→ **Problem description**
Return all lines with the word "components" in them.

→ **Given information**
------------
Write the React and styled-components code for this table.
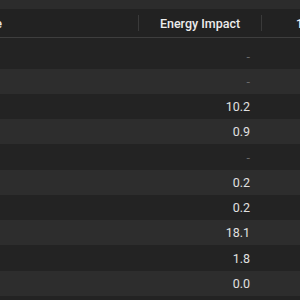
import styled, { createGlobalStyle } from 'styled-components';

const rows = ['-', '-', '10.2', '0.9', '-', '0.2', '0.2', '18.1', '1.8', '0.0', ''];

function App() {
  return (
    <>
      <GlobalStyle />
      <Window>
        <TitleBar />
        <Header>
          <NameHead>Process Name</NameHead>
          <Divider />
          <HeadCell>Energy Impact</HeadCell>
          <Divider />
          <PowerHead>12 hr Power</PowerHead>
        </Header>
        <Body>
          {rows.map((value, i) => (
            <Row key={i} $striped={i % 2 === 1}>
              <NameCell />
              <ValueCell $empty={value === '-'}>{value}</ValueCell>
              <PowerCell />
            </Row>
          ))}
        </Body>
      </Window>
    </>
  )
}

const GlobalStyle = createGlobalStyle`
    html, body {
        margin: 0;
        padding: 0;
        background: #232323;
    }
`

const Window = styled.div`
    width: 300px;
    height: 300px;
    overflow: hidden;
    background: #232323;
    font-family: Roboto, "Liberation Sans", Arial, sans-serif;
    display: flex;
    flex-direction: column;
`

const TitleBar = styled.div`
    height: 9px;
    flex-shrink: 0;
    background: #2c2c2c;
`

const Header = styled.div`
    height: 28px;
    flex-shrink: 0;
    display: flex;
    align-items: center;
    background: #222222;
    border-bottom: 1px solid #3e3e3e;
    color: #ececec;
    font-size: 12.5px;
    font-weight: 500;
`

const NameHead = styled.div`
    width: 138px;
    flex-shrink: 0;
    display: flex;
    justify-content: flex-end;
    white-space: nowrap;
    overflow: hidden;
    padding-right: 136px;
    box-sizing: border-box;
`

const HeadCell = styled.div`
    width: 122px;
    flex-shrink: 0;
    text-align: center;
    white-space: nowrap;
`

const PowerHead = styled.div`
    flex: 1;
    white-space: nowrap;
    overflow: hidden;
    padding-left: 34px;
`

const Divider = styled.div`
    width: 1px;
    height: 16px;
    flex-shrink: 0;
    background: #3a3a3a;
`

const Body = styled.div`
    padding-top: 5.4px;
`

const Row = styled.div`
    height: 25.25px;
    display: flex;
    align-items: center;
    background: ${p => p.$striped ? '#2d2d2d' : '#232323'};
`

const NameCell = styled.div`
    width: 139px;
    flex-shrink: 0;
`

const ValueCell = styled.div`
    width: 122px;
    flex-shrink: 0;
    box-sizing: border-box;
    padding-right: 11px;
    text-align: right;
    font-size: 12.5px;
    color: ${p => p.$empty ? '#6a6a6a' : '#e0e0e0'};
`

const PowerCell = styled.div`
    flex: 1;
`

export default App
------------
→ **Finished task**
Write the React and styled-components code for this table.
import styled, { createGlobalStyle } from 'styled-components';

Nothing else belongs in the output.